Una prova che in brani come Delacroix rimanda a un ibrido fra il Ray Stephens di Cat’s Eye e i già citati Depeche Mode: quelli che hanno dato forma a Black Celebration perché hanno saputo ascoltare il lato più oscuro e nascosto di ciò che si lega al ricordo e lo processa senza scadere nel melenso. Un’operazione che si cimenta anche con il cantato in italiano in 2 episodi: la cover di Summer On A Solitary Beach di Franco Battiato e la suggestiva Strasbourg 1518 che narra della strana e inquietante “piaga del ballo” che inspiegabilmente costrinse, senza un’apparente ragione, oltre 400 persone della cittadina francese a ballare senza potersi fermare per giorni e giorni, portandone diverse alla morte. E ancora, echi di Stephin Merritt, dei Kraftwerk di Computerworld e dei Soft Cell: l’elemento upper piano che spesso si trova ad amalgamarsi con ritmi mediorientali, da cui emerge uno smisurato amore per il Marc Almond solista del quale, chiarisce ancora una volta il cantante, «tutti conoscono i brani più famosi senza però prendersi spesso la briga di scandagliare la sua discografia post Soft Cell, che ha regalato perle incredibili».
Petra Von Kant: l’eclettismo in un viaggio alla ricerca dell’armonia
Petra Von Kant
Di altro respiro invece il progetto Petra Von Kant, che nelle sue 8 tracce sposa alla componente wave un passionale gusto per la psichedelìa cui si aggiungono, secondo un approccio libero e privo di costrizioni legate al genere, riferimenti che fanno del disco una fonte caleidoscopica di suggestioni perfettamente armonizzate fra loro. Composto da Fabio Babini (voce) e Danilo Marinelli (chitarra e sax, nonché presenza fissa nei live targati Venus In Disgrace), il duo ammicca nel nome che lo definisce all’immaginario di Reiner Werner Fassbinder (Le lacrime amare di Petra Von Kant) per approdare musicalmente a sentieri che li legano, di brano in brano, a formule che vedono avvicendarsi echi di artisti e discografie percepiti in genere come lontani ma capaci di rivelarsi più vicini di quanto si possa pensare.
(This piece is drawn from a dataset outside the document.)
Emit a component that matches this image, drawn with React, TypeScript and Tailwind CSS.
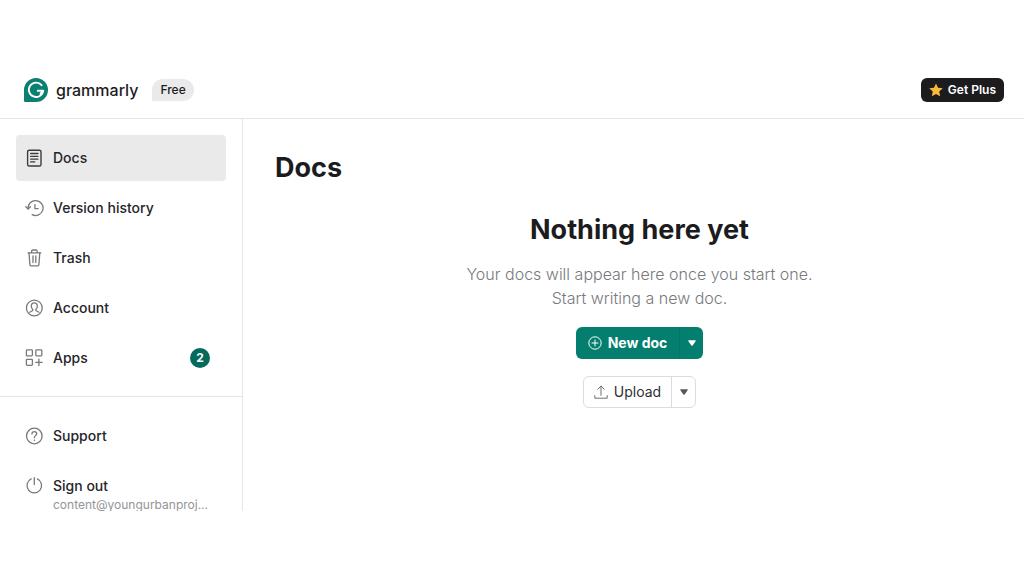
import type { ReactNode } from 'react'

function Icon({ children, className = 'text-[#77797c]' }: { children: ReactNode; className?: string }) {
  return (
    <svg
      viewBox="0 0 20 20"
      className={`size-5 shrink-0 ${className}`}
      fill="none"
      stroke="currentColor"
      strokeWidth="1.3"
      strokeLinecap="round"
      strokeLinejoin="round"
      aria-hidden="true"
    >
      {children}
    </svg>
  )
}

const docsIcon = (
  <Icon className="text-[#3c3c3e]">
    <rect x="3.6" y="2.2" width="13.4" height="15.8" rx="1.6" strokeWidth="1.4" />
    <path d="M6.6 5.5h7.4M6.6 8.3h7.4M6.6 11.1h7.4M6.6 13.9h4.2" strokeWidth="1.3" />
  </Icon>
)

const historyIcon = (
  <Icon>
    <path d="M4.1 10.8a7.5 7.5 0 1 1 4 5.9" />
    <path d="M1.8 8.7l2.3 2.3 2.3-2.3" />
    <path d="M10.9 6.6v4h3.2" />
  </Icon>
)

const trashIcon = (
  <Icon>
    <path d="M4 4.8h12.8M7.6 4.6V3.2c0-.7.5-1.2 1.2-1.2h3.2c.7 0 1.2.5 1.2 1.2v1.4" />
    <path d="M5 4.8l.9 11.8c.1.8.6 1.3 1.4 1.3h6.2c.8 0 1.3-.5 1.4-1.3l.9-11.8" />
    <path d="M9 7.8v6.8M11.8 7.8v6.8" />
  </Icon>
)

const accountIcon = (
  <Icon>
    <circle cx="10.3" cy="10" r="7.9" />
    <path d="M7.3 8.2c0-2.1 1.2-3.3 3-3.3s3 1.2 3 3.3c0 1.4-.6 2.6-1.5 3.3v1l3.2 1.7M7.3 8.2c0 1.4.6 2.6 1.5 3.3v1l-3.2 1.7" />
  </Icon>
)

const appsIcon = (
  <Icon>
    <rect x="2.4" y="1.9" width="6" height="6" rx=".8" />
    <rect x="11.8" y="1.9" width="6" height="6" rx=".8" />
    <rect x="2.4" y="11.3" width="6" height="6" rx=".8" />
    <path d="M14.9 11.1v6.4M11.7 14.3h6.4" />
  </Icon>
)

const supportIcon = (
  <Icon>
    <circle cx="10.3" cy="10" r="7.8" />
    <path d="M7.9 7.9c0-1.4 1-2.3 2.4-2.3s2.4.9 2.4 2.2c0 1.8-2.4 1.9-2.4 4" />
    <circle cx="10.3" cy="14.3" r=".8" fill="currentColor" stroke="none" />
  </Icon>
)

const signOutIcon = (
  <Icon>
    <path d="M7.2 2.9a7.3 7.3 0 1 0 6.2 0M10.3 1.6v7" />
  </Icon>
)

interface NavItemProps {
  icon: ReactNode
  label: string
  note?: string
  badge?: number
  active?: boolean
}

function NavItem({ icon, label, note, badge, active }: NavItemProps) {
  return (
    <a
      href="#"
      aria-current={active ? 'page' : undefined}
      className={`flex h-[46px] items-center gap-[9px] rounded px-2 ${active ? 'bg-[#eaeaea]' : ''}`}
    >
      {icon}
      <span className="min-w-0 grow">
        <span className="block text-sm leading-5 font-medium text-[#252528]">{label}</span>
        {note && (
          <span className="-mb-[15px] block truncate pt-[3px] text-xs leading-3 text-[#939598]">{note}</span>
        )}
      </span>
      {badge && (
        <span className="mr-2 flex size-5 items-center justify-center rounded-full bg-[#046a5c] text-xs font-bold text-white">
          {badge}
        </span>
      )}
    </a>
  )
}

function Caret() {
  return (
    <svg viewBox="0 0 8 6" className="h-1.5 w-2" fill="currentColor" aria-hidden="true">
      <path d="M.9.3h6.2c.6 0 .8.5.5.9L4.6 5.4c-.3.4-.9.4-1.2 0L.4 1.2C.1.8.3.3.9.3z" />
    </svg>
  )
}

export default function App() {
  return (
    <div className="bg-white pt-15 pb-16 font-['Inter',sans-serif] text-[#1c1c1e]">
      {/* Header */}
      <header className="flex h-[59px] items-center justify-between border-b border-[#e6e6e6] px-5 pt-0.5 pl-6">
        <div className="flex items-center">
          <a href="#" className="flex items-center gap-2">
            <svg viewBox="0 0 24 24" className="size-6" aria-hidden="true">
              <path d="M12 0a12 12 0 1 1 0 24H1.2A1.2 1.2 0 0 1 0 22.8V12A12 12 0 0 1 12 0z" fill="#0b8070" />
              <path
                d="M17.6 7.2A7.2 7.2 0 1 0 19.2 12.7h-5.4M16.6 15.6l2.5-2.9"
                fill="none"
                stroke="#fff"
                strokeWidth="1.9"
                strokeLinecap="round"
                strokeLinejoin="round"
              />
            </svg>
            <span className="text-base leading-6 font-medium">grammarly</span>
          </a>
          <span className="ml-3.5 rounded-full rounded-bl-sm bg-[#eaeaea] px-2 text-xs leading-[22px] font-medium">
            Free
          </span>
        </div>
        <button className="flex h-6 items-center gap-[5px] rounded-md bg-[#1c1c1e] px-2 text-xs font-semibold text-white">
          <svg viewBox="0 0 14 14" className="size-3.5" fill="#f9b93a" aria-hidden="true">
            <path d="M7 .4l2 4.4 4.8.5-3.6 3.2 1 4.8L7 10.9l-4.2 2.4 1-4.8L.2 5.3 5 4.8z" />
          </svg>
          Get Plus
        </button>
      </header>

      <div className="flex">
        {/* Sidebar */}
        <aside className="w-[243px] shrink-0 border-r border-[#e6e6e6] pb-0.5">
          <nav className="flex flex-col gap-1 border-b border-[#e6e6e6] px-4 pt-4 pb-[15px]">
            <NavItem icon={docsIcon} label="Docs" active />
            <NavItem icon={historyIcon} label="Version history" />
            <NavItem icon={trashIcon} label="Trash" />
            <NavItem icon={accountIcon} label="Account" />
            <NavItem icon={appsIcon} label="Apps" badge={2} />
          </nav>
          <nav className="flex flex-col gap-1 px-4 pt-4">
            <NavItem icon={supportIcon} label="Support" />
            <NavItem icon={signOutIcon} label="Sign out" note="content@youngurbanproj..." />
          </nav>
        </aside>

        {/* Content */}
        <main className="grow px-8 pt-[33px]">
          <h1 className="text-[27px] leading-8 font-bold">Docs</h1>
          <section className="mt-7 flex flex-col items-center pl-3 text-center">
            <h2 className="text-[27px] leading-9 font-bold">Nothing here yet</h2>
            <p className="mt-3.5 text-base leading-6 font-light text-[#77797d]">
              Your docs will appear here once you start one.
              <br />
              Start writing a new doc.
            </p>
            <div className="mt-[17px] flex h-8 overflow-hidden rounded-md bg-[#047e6e] text-white">
              <button className="flex items-center gap-1.5 px-3 text-sm font-bold">
                <svg viewBox="0 0 14 14" className="size-3.5" fill="none" stroke="currentColor" aria-hidden="true">
                  <circle cx="7" cy="7" r="6.2" />
                  <path d="M7 4v6M4 7h6" strokeLinecap="round" />
                </svg>
                New doc
              </button>
              <button aria-label="More new doc options" className="flex w-6 items-center justify-center border-l border-[#047566]">
                <Caret />
              </button>
            </div>
            <div className="mt-[17px] flex h-8 rounded-md border border-[#dcdcde] text-[#2f2f32]">
              <button className="flex items-center gap-1.5 px-2.5 text-sm">
                <svg
                  viewBox="0 0 14 14"
                  className="size-3.5 text-[#6d6f73]"
                  fill="none"
                  stroke="currentColor"
                  strokeLinecap="round"
                  strokeLinejoin="round"
                  aria-hidden="true"
                >
                  <path d="M.8 10.6v2.6h12.4v-2.6M7 10.4V1.2M3.8 4.2L7 1l3.2 3.2" />
                </svg>
                Upload
              </button>
              <button aria-label="More upload options" className="flex w-6 items-center justify-center border-l border-[#dcdcde] text-[#55575b]">
                <Caret />
              </button>
            </div>
          </section>
        </main>
      </div>
    </div>
  )
}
È il caso, ad esempio, di Bloody Fountain che carica di chitarre floydiane il Nick Cave di From Here To Eternity, con un orecchio teso anche ai Calexico; mentre in Living In Mercy Street emergono lacci a band come U2 (dei tempi di Joshua Tree), Echo & The Bunnymen e Simple Minds. 2 tracce che nel loro farsi crogiuolo e punto d’incontro rendono perfettamente lo spirito di un album che non disdegna incursioni nell’ethno e nel neoprog, come nel caso di Misia (in origine, possibile nome della band) che nel suo incedere inesorabile riesce a rievocare tanto i Goblin quanto il Barry De Vorzon de I guerrieri della notte.
Un lavoro dall’immaginario testuale ricco di citazioni («Titoli di brani anche molto lontani da ciò che facciamo», precisa Babini, «che mi piace inserire a volte solo per la loro musicalità») e che a più riprese ci parla di alienazione, solitudine ma anche di grazia, tanta, che non necessariamente ha bisogno di parole per dare sostanza alla voce. Si erge, in questo senso come emblema, l’ipnotico finale del disco tratteggiato da The Sky Is Walking Out Of My Mind, che risplende di pienezza e malinconìa nel cantato di Paola Barba.